Let's demonstrate this with a fictional online marketplace business that grows revenues at a 20% CAGR over 10 years. Due to incremental margins of 75% vs Year 1 operating margins of 5%, operating income (a proxy for FCF) grows by a stunning 53% and operating margins rise from 5% to 57%, steadily approaching its asymptote of 75% (i.e. the business's incremental margins).

The greater the differential between historical profit margins and incremental contribution margins, the faster the business will grow profits for any given level of revenue growth. Operating income grows at 36% from years 3 - 11 vs 53% growth from years 1 - 11, because the starting operating margin is 21% in year 3 vs 5% in year 1 (and revenue growth is 20% every year in this example).

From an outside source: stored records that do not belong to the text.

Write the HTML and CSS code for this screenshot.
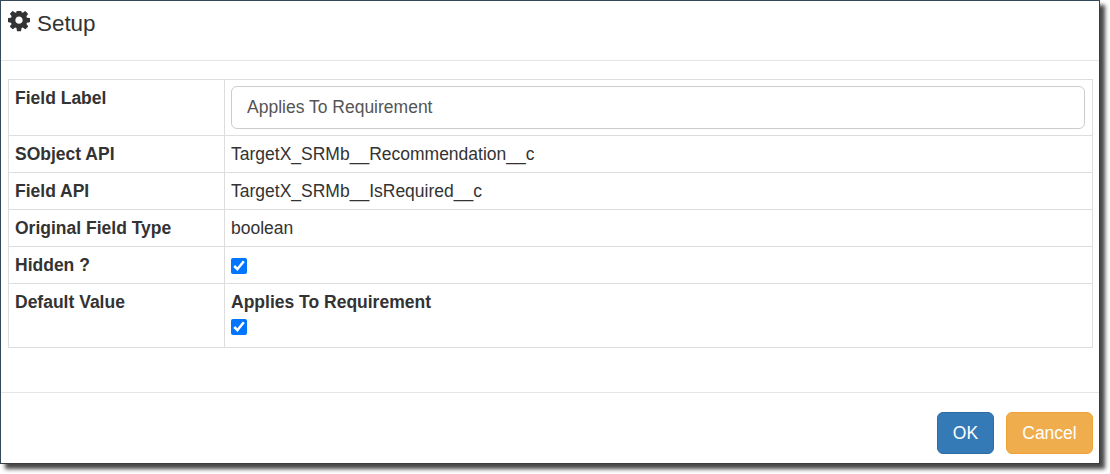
FILE: index.html
```html
<!DOCTYPE html>
<html lang="en">
<head>
<meta charset="utf-8">
<title>Setup</title>
<link rel="stylesheet" href="styles.css">
</head>
<body>
<div class="modal">
  <header class="modal-header">
    <svg class="gear" viewBox="0 0 1536 1536" aria-hidden="true"><path d="M1024 640q0-106-75-181t-181-75-181 75-75 181 75 181 181 75 181-75 75-181zm512-109v222q0 12-8 23t-20 13l-185 28q-19 54-39 91 35 50 107 138 10 12 10 25t-9 23q-27 37-99 108t-94 71q-12 0-26-9l-138-108q-44 23-91 38-16 136-29 186-7 28-36 28h-222q-14 0-24.500-8.500t-11.500-21.500l-28-184q-49-16-90-37l-141 107q-10 9-25 9-14 0-25-11-126-114-165-168-7-10-7-23 0-12 8-23 15-21 51-66.500t54-70.500q-27-50-41-99l-183-27q-13-2-21-12.500t-8-23.500v-222q0-12 8-23t19-13l186-28q14-46 39-92-40-57-107-138-10-12-10-24 0-10 9-23 26-36 98.500-107.500t94.500-71.500q13 0 26 10l138 107q44-23 91-38 16-136 29-186 7-28 36-28h222q14 0 24.500 8.500t11.500 21.500l28 184q49 16 90 37l142-107q9-9 24-9 13 0 25 10 129 119 165 170 7 8 7 22 0 12-8 23-15 21-51 66.500t-54 70.500q26 50 41 98l183 28q13 2 21 12.500t8 23.500z"/></svg>
    <h1 class="modal-title">Setup</h1>
  </header>
  <div class="modal-body">
    <table class="setup-table">
      <tr class="row-input">
        <th>Field Label</th>
        <td><input class="field" type="text" value="Applies To Requirement"></td>
      </tr>
      <tr><th>SObject API</th><td>TargetX_SRMb__Recommendation__c</td></tr>
      <tr><th>Field API</th><td>TargetX_SRMb__IsRequired__c</td></tr>
      <tr><th>Original Field Type</th><td>boolean</td></tr>
      <tr><th>Hidden ?</th><td><input class="check" type="checkbox" checked></td></tr>
      <tr>
        <th>Default Value</th>
        <td>
          <div class="sub-label">Applies To Requirement</div>
          <input class="check" type="checkbox" checked>
        </td>
      </tr>
    </table>
  </div>
  <footer class="modal-footer">
    <button class="btn btn-primary" type="button">OK</button>
    <button class="btn btn-warning" type="button">Cancel</button>
  </footer>
</div>
</body>
</html>
```
FILE: styles.css
```css
* { box-sizing: border-box; }
html, body { margin: 0; padding: 0; background: #fff; }
body {
  width: 1110px;
  height: 474px;
  overflow: hidden;
  font-family: "Liberation Sans", Arial, sans-serif;
  font-size: 17.5px;
  line-height: 20px;
  color: #333;
}
.modal {
  width: 1100px;
  height: 464px;
  background: #fff;
  border: 1px solid #34495a;
  border-bottom-color: #3c3c3c;
  border-right-color: #3c3c3c;
  box-shadow: 5px 5px 4px 0 rgba(40, 40, 40, .85);
  display: flex;
  flex-direction: column;
}
.modal-header {
  height: 60px;
  border-bottom: 1px solid #e5e5e5;
  display: flex;
  align-items: flex-start;
  padding: 8px 7px 0;
  gap: 7px;
}
.gear { width: 22px; height: 22px; fill: #333; flex: none; margin-top: 2px; }
.modal-title {
  margin: 0;
  font-size: 22.4px;
  font-weight: 400;
  line-height: 30px;
  color: #333;
}
.modal-body { height: 331px; padding: 18px 6px 0 7px; }
.setup-table {
  width: 1085px;
  border-collapse: collapse;
  table-layout: fixed;
}
.setup-table th, .setup-table td {
  border: 1px solid #ddd;
  padding: 8px 6px;
  height: 37px;
  vertical-align: top;
  text-align: left;
}
.setup-table th { width: 216px; font-weight: 700; }
.row-input th { height: 56px; }
.setup-table .row-input td { padding: 6px; }
.field {
  display: block;
  width: 854px;
  height: 43px;
  border: 1px solid #ccc;
  border-radius: 6px;
  padding: 0 15px;
  font: 17.5px "Liberation Sans", Arial, sans-serif;
  color: #555;
  background: #fff;
  outline: none;
}
.check { display: block; width: 16px; height: 16px; margin: 3px 0 0; }
.sub-label { font-weight: 700; height: 20px; }
.sub-label + .check { margin-top: 7px; margin-bottom: 4px; }
.modal-footer {
  flex: 1;
  border-top: 1px solid #e5e5e5;
  display: flex;
  justify-content: flex-end;
  align-items: flex-start;
  gap: 12px;
  padding: 19px 6px 0 0;
}
.btn {
  height: 42px;
  border: 1px solid transparent;
  border-radius: 6px;
  padding: 0;
  font: 17.5px "Liberation Sans", Arial, sans-serif;
  color: #fff;
}
.btn-primary { width: 57px; background: #337ab7; border-color: #2e6da4; }
.btn-warning { width: 87px; background: #f0ad4e; border-color: #eea236; }
```
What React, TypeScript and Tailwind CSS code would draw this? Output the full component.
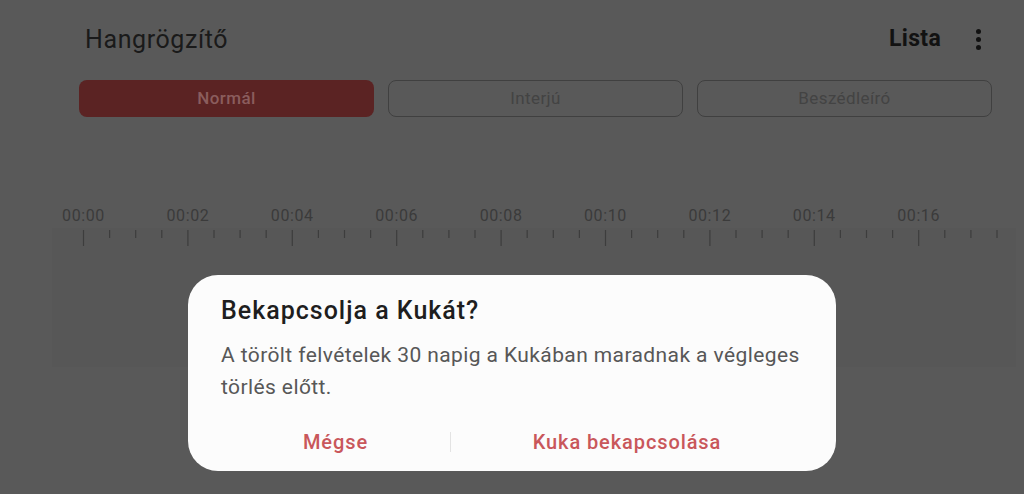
import React from "react";

const labels = ["00:00", "00:02", "00:04", "00:06", "00:08", "00:10", "00:12", "00:14", "00:16"];
const tabs = ["Normál", "Interjú", "Beszédleíró"];

const Ruler = () => {
  const ticks = Array.from({ length: 38 }, (_, i) => i);
  return (
    <svg width="964" height="20" className="block">
      {ticks.map((i) => {
        const x = 31.5 + i * 26.1;
        const major = i % 4 === 0;
        return (
          <line
            key={i}
            x1={x}
            x2={x}
            y1={2}
            y2={major ? 18 : 10}
            stroke="#3d3d3d"
            strokeWidth={1.2}
          />
        );
      })}
    </svg>
  );
};

export default function App() {
  return (
    <div
      className="relative w-[1024px] h-[494px] overflow-hidden bg-[#595959]"
      style={{ fontFamily: "Roboto, 'Noto Sans', sans-serif" }}
    >
      {/* HEADER */}
      <div className="flex items-center h-[80px] pl-[85px] pr-[43px] pb-[1px]">
        <h1 className="text-[25px] tracking-[0.6px] text-[#1a1a1a] flex-1">Hangrögzítő</h1>
        <span className="text-[23px] tracking-[0.3px] font-bold text-[#121212]">Lista</span>
        <div className="ml-[35px] flex flex-col gap-[3px] items-center">
          <span className="w-[5px] h-[5px] rounded-full bg-[#121212]" />
          <span className="w-[5px] h-[5px] rounded-full bg-[#121212]" />
          <span className="w-[5px] h-[5px] rounded-full bg-[#121212]" />
        </div>
      </div>

      {/* MODE TABS */}
      <div className="flex gap-[14px] pl-[79px] pr-[32px]">
        {tabs.map((t, i) =>
          i === 0 ? (
            <div
              key={t}
              className="w-[295px] h-[37px] rounded-[8px] bg-[#5b2323] flex items-center justify-center text-[17px] tracking-[0.4px] font-medium text-[#8a5d5d]"
            >
              {t}
            </div>
          ) : (
            <div
              key={t}
              className="w-[295px] h-[37px] rounded-[8px] border border-[#404040] flex items-center justify-center text-[17px] tracking-[0.4px] text-[#434343]"
            >
              {t}
            </div>
          )
        )}
      </div>

      {/* TIMELINE */}
      <div className="mt-[87px] pl-[52px] pr-[8px]">
        <div className="flex pl-[31.5px] h-[24px] items-center">
          {labels.map((l) => (
            <div key={l} className="w-[104.4px] shrink-0">
              <div className="w-0 flex justify-center whitespace-nowrap text-[16px] tracking-[0.6px] text-[#3b3b3b]">
                {l}
              </div>
            </div>
          ))}
        </div>
        <div className="h-[139px] bg-[#575757]">
          <Ruler />
        </div>
      </div>

      {/* DIALOG */}
      <div className="absolute inset-0 flex items-end justify-center pb-[23px]">
        <div className="w-[648px] rounded-[30px] bg-[#fcfcfc] px-[33px] pt-[20px] pb-[7px]">
          <h2 className="text-[25px] leading-[32px] tracking-[1px] font-medium text-[#1e1e1e]">
            Bekapcsolja a Kukát?
          </h2>
          <p className="mt-[12px] text-[21px] leading-[32px] tracking-[0.4px] text-[#575757]">
            A törölt felvételek 30 napig a Kukában maradnak a végleges törlés előtt.
          </p>
          <div className="mt-[17px] flex items-center h-[44px]">
            <button className="w-[229px] text-[20px] tracking-[0.9px] font-medium text-[#c9575b]">
              Mégse
            </button>
            <span className="w-px h-[20px] bg-[#e3e3e3]" />
            <button className="flex-1 text-[20px] tracking-[0.9px] font-medium text-[#c9575b]">
              Kuka bekapcsolása
            </button>
          </div>
        </div>
      </div>
    </div>
  );
}
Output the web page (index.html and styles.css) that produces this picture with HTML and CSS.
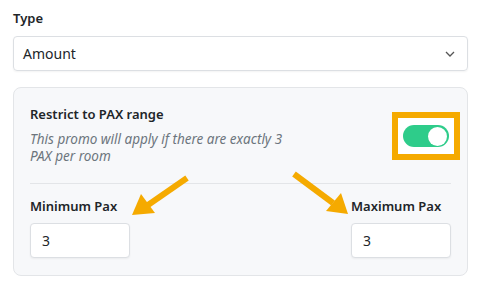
FILE: index.html
```html
<!DOCTYPE html>
<html lang="en">
<head>
    <meta charset="UTF-8">
    <title>Promo - PAX range</title>
    <link rel="stylesheet" href="styles.css">
</head>
<body>
    <div class="form-group">
        <label class="field-label">Type</label>
        <div class="select-box">
            <span>Amount</span>
            <svg class="chevron" width="10" height="6" viewBox="0 0 10 6"><path d="M1 1 L5 5 L9 1" fill="none" stroke="#555" stroke-width="1.3"/></svg>
        </div>
    </div>

    <div class="pax-card">
        <div class="pax-header">
            <div class="pax-text">
                <div class="pax-title">Restrict to PAX range</div>
                <div class="pax-desc">This promo will apply if there are exactly 3 PAX per room</div>
            </div>
            <div class="highlight">
                <div class="toggle"><span class="knob"></span></div>
            </div>
        </div>

        <div class="pax-fields">
            <div class="pax-field">
                <label class="field-label">Minimum Pax</label>
                <div class="num-input">3</div>
            </div>
            <div class="pax-field">
                <label class="field-label">Maximum Pax</label>
                <div class="num-input">3</div>
            </div>
        </div>

        <!-- arrows pointing at the two inputs -->
        <svg class="arrows" width="480" height="285" viewBox="0 0 480 285">
            <g fill="#f5aa00" stroke="#f5aa00">
                <line x1="187" y1="178" x2="148" y2="205" stroke-width="6"/>
                <polygon points="132,215 141,194 155,213" stroke="none"/>
                <line x1="294" y1="174" x2="333" y2="203" stroke-width="6"/>
                <polygon points="348,214 326,211 341,193" stroke="none"/>
            </g>
        </svg>
    </div>
</body>
</html>
```

FILE: styles.css
```css
body {
    font-family: 'Noto Sans', 'Open Sans', sans-serif;
    margin: 0;
    padding: 9px 12px 0 13px;
    color: #212529;
    background-color: #fff;
}
.field-label {
    display: block;
    font-size: 13px;
    font-weight: 600;
    line-height: 18px;
}
.select-box {
    display: flex;
    align-items: center;
    justify-content: space-between;
    height: 33px;
    margin-top: 9px;
    padding: 0 10px 0 9px;
    border: 1px solid #dcdfe3;
    border-radius: 4px;
    font-size: 14px;
    box-shadow: 0 1px 2px rgba(0, 0, 0, 0.05);
}
.chevron {
    margin-right: 2px;
}
.pax-card {
    margin-top: 16px;
    padding: 17px 16px 17px 16px;
    background-color: #f7f8fa;
    border: 1px solid #e3e5e8;
    border-radius: 8px;
}
.pax-header {
    display: flex;
    justify-content: space-between;
    align-items: flex-start;
    padding-bottom: 18px;
    border-bottom: 1px solid #e3e5e8;
}
.pax-title {
    font-size: 13px;
    font-weight: 600;
    line-height: 18px;
}
.pax-desc {
    max-width: 270px;
    margin-top: 8px;
    font-size: 13.5px;
    font-style: italic;
    line-height: 17px;
    color: #6c757d;
}
.highlight {
    margin-top: 7px;
    margin-right: -9px;
    padding: 7px 5px;
    border: 6px solid #f5aa00;
    background-color: #fff;
}
.toggle {
    display: flex;
    justify-content: flex-end;
    align-items: center;
    width: 46px;
    height: 22px;
    padding: 0 2px;
    box-sizing: border-box;
    border-radius: 11px;
    background-color: #2ecc8a;
}
.knob {
    width: 19px;
    height: 19px;
    border-radius: 50%;
    background-color: #fff;
}
.pax-fields {
    display: flex;
    justify-content: space-between;
    padding-top: 13px;
}
.pax-field .field-label {
    margin-bottom: 8px;
}
.num-input {
    width: 100px;
    height: 35px;
    padding-left: 11px;
    box-sizing: border-box;
    border: 1px solid #dcdfe3;
    border-radius: 4px;
    background-color: #fff;
    font-size: 14px;
    line-height: 33px;
    box-shadow: 0 1px 2px rgba(0, 0, 0, 0.05);
}
.arrows {
    position: absolute;
    top: 0;
    left: 0;
    pointer-events: none;
}
```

It's also worth noting that customer acquisition costs can actually decrease over time with marketplaces, as the larger the network the more value customers derive from it and thus less 'convincing' is required to get customers to join the marketplace. Normally customer acquisition costs increase over time.

A lot of smart people have written great posts/given great talks on the topic of online marketplace businesses. It’s hard to add much to the conversation given how much ink has been spilt already. The remainder of this post is my attempt to curate the best of what other people have already written/spoken:

An interesting trend we're seeing more & more of is software businesses, who've historically benefitted from switching costs & economies of scale, offering marketplaces as a core part of their value proposition to customers. Obviously Amazon did this years ago with Amazon Marketplace, but now we're seeing it with software companies such as Coupa, Guidewire and Square (to name just a few). When you can combine network effects with other competitive advantages, you can be in for a real lollapalooza outcome.